Face à tous ces instincts ou comportements ancestraux, Peter Singer propose de fonder une culture du partage qui s’inscrirait notamment en faux contre l’idéal d’anonymat, et il cite à ce propos des initiatives étonnantes : ainsi la Ligue des 50% qui compte une centaine de membres aux Etats-Unis, et dont le site Web répertorie consciencieusement les noms et les contributions. Pour entrer dans ce cercle, il faut avoir donné la moitié de sa fortune ou la moitié de ses revenus pendant les trois dernières années. Peter Singer en appelle à une modification de notre conception judéo-chrétienne de la charité, qui se devrait d’être anonyme pour garantir les « intentions pures », pour agir publiquement, afin d’inciter les membres de notre « groupe de référence » à agir comme nous. Il propose ainsi une micro-révolution afin d’inverser la norme en ce qui concerne le don : remarquant que la plupart des utilisateurs d’artefacts techniques ont tendance à ne pas toucher aux « options par défaut », il imagine que les grandes entreprises, les universités et autres organismes prélèvent un pourcentage du salaire de leurs employés pour le donner à des organisations caritatives, sauf si l’employé précise expressément son refus de participer à un tel programme. « Le principe est de garder le chiffre par défaut juste au-dessous du seuil auquel la majorité des gens refuseraient, afin qu’accepter ce système devienne la norme. »


Les faits


A ce stade de l’ouvrage, le lecteur est censé être convaincu, et ne plus chercher que l’organisme le plus efficace pour donner. En effet, si l’interrogation quant à l’efficacité des organismes caritatifs sur le terrain n’a pas été citée dans les objections fréquentes contre le don, Peter Singer reconnaît qu’il s’agit d’une question légitime, à laquelle il apporte plusieurs réponses.

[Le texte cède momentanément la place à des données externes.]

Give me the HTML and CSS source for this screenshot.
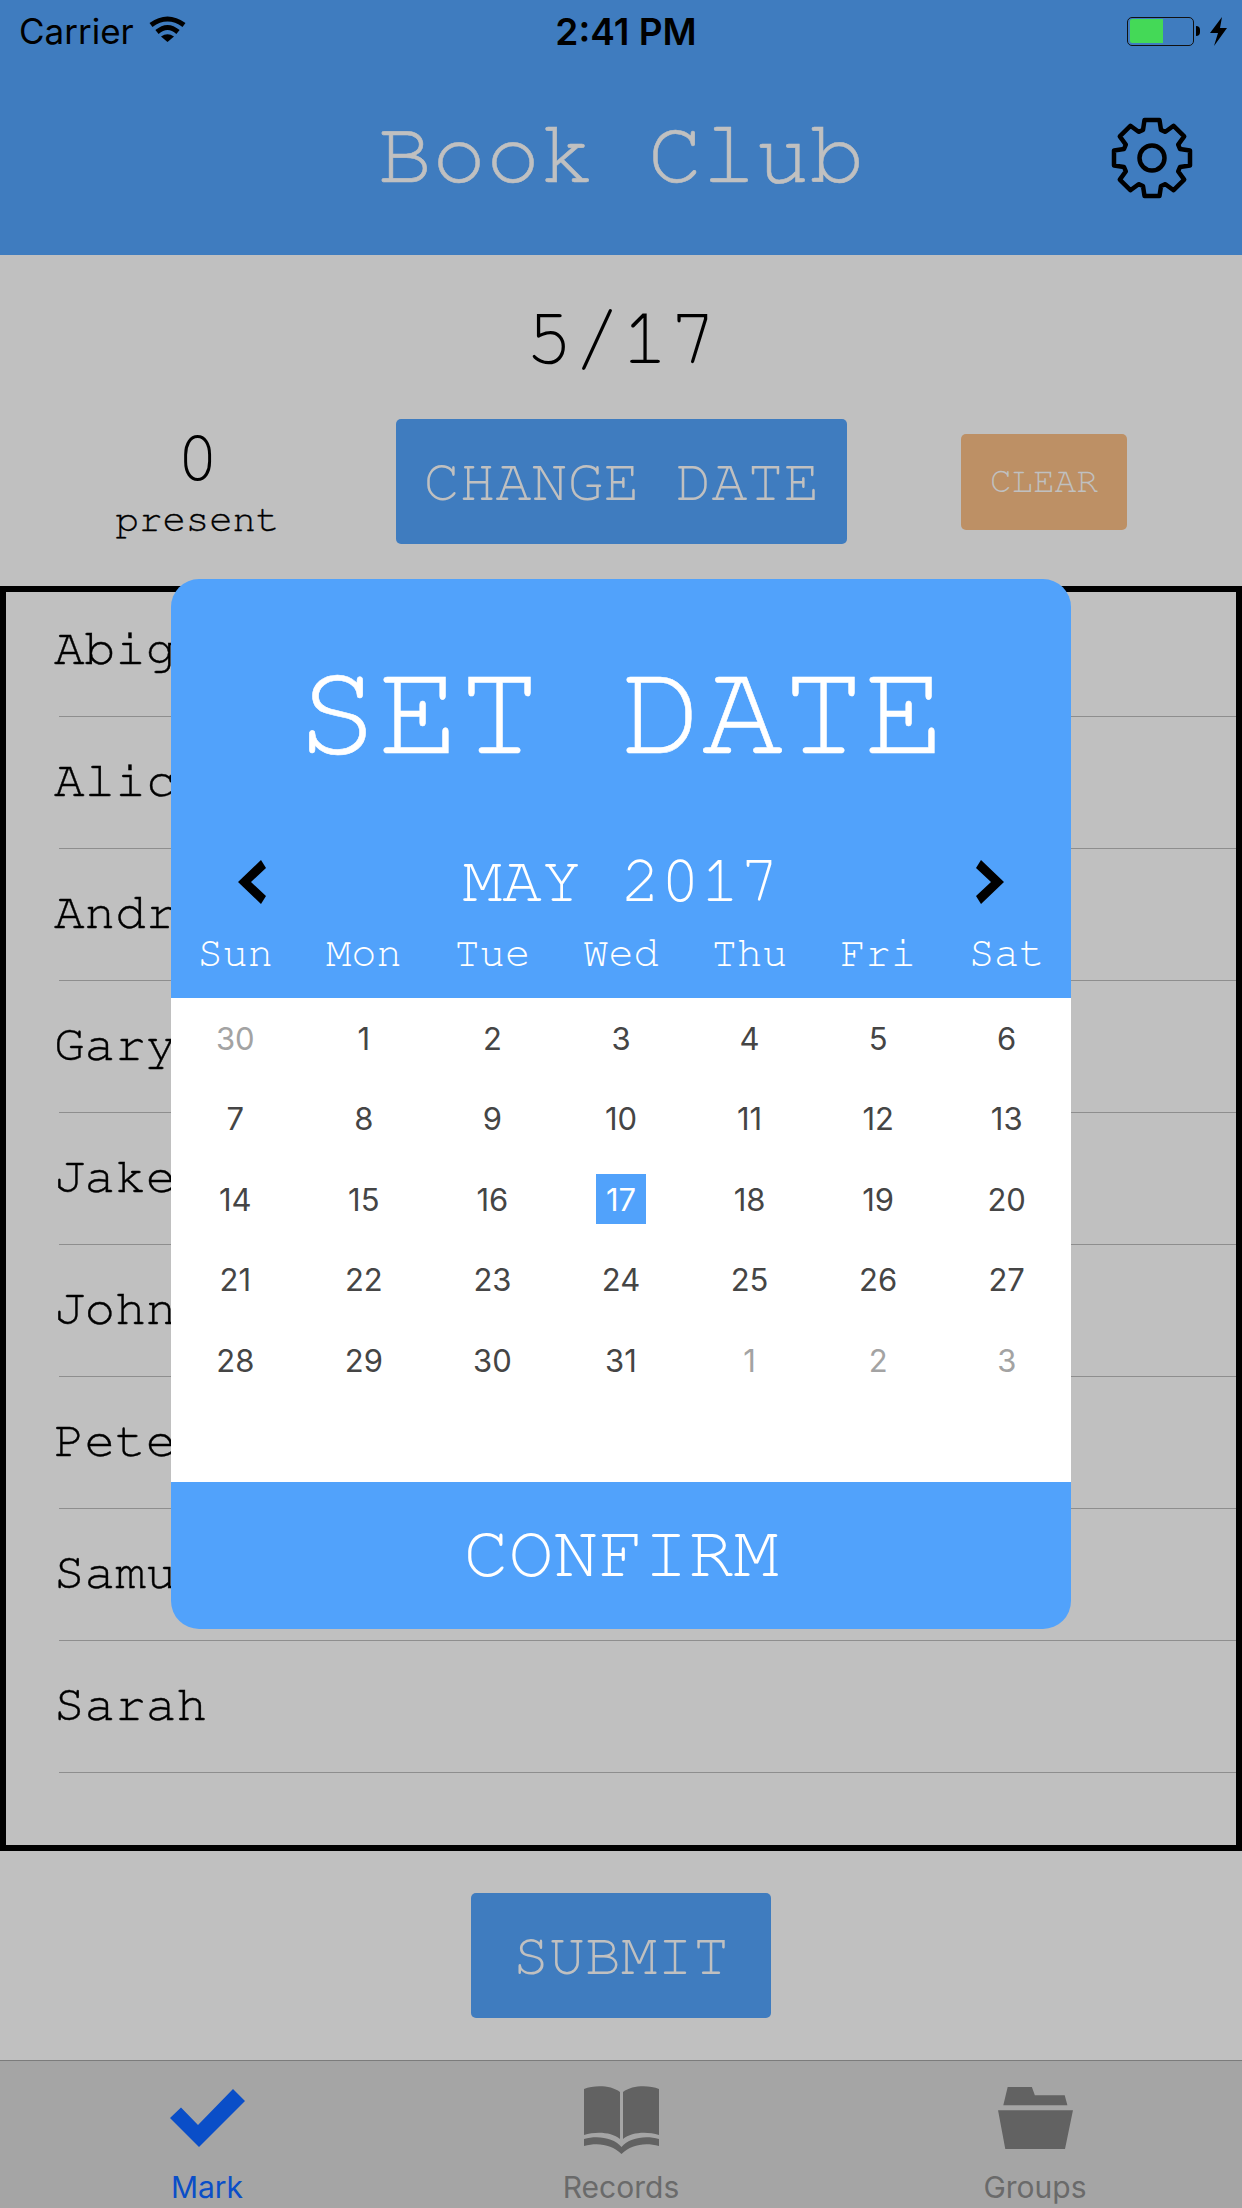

Le donateur consciencieux pourra ainsi consulter le site Internet Charity Navigator   qui publie des listes des organisations les plus efficaces et a contrario  de celles qui se noient dans les coûts administratifs. Mais bien souvent le problème vient de ce que l’information n’existe pas. C’est pourquoi a été crée GiveWell   , une organisation destinée à améliorer la transparence et l’efficacité des associations caritatives. Et si vos réticences sont moins avouables, du moins publiquement, par exemple parce que vous pensez qu’il est important d’endiguer la croissance démographique et que d’une certaine façon, la famine et le paludisme s’en chargent, vous pouvez alors donner à des organismes promouvant l’éducation des filles dans les pays en voie de développement (le lien entre éducation des femmes et baisse de la fécondité est prouvé : en général on estime que les femmes ayant suivi des études secondaires donnent naissance à 30 à 50% de moins d’enfants que celles qui n’ont pas fait d’études) ou à des organisations spécifiques comme Population Services International ou l’International Planned Parenthood Foundation   . Non cité par Peter Singer, j’ajouterai le « Center for Reproductive Rights »   , qui se bat par exemple pour réintroduire des possibilités de contraception aux Philippines et ainsi lutter contre l’augmentation de la pauvreté après le passage du maire Pro-Life de Manille. Après avoir ainsi passé en revue des dizaines d’organismes susceptibles d’accueillir les dons du lecteur, Peter Singer s’attaque à la question de la somme à donner.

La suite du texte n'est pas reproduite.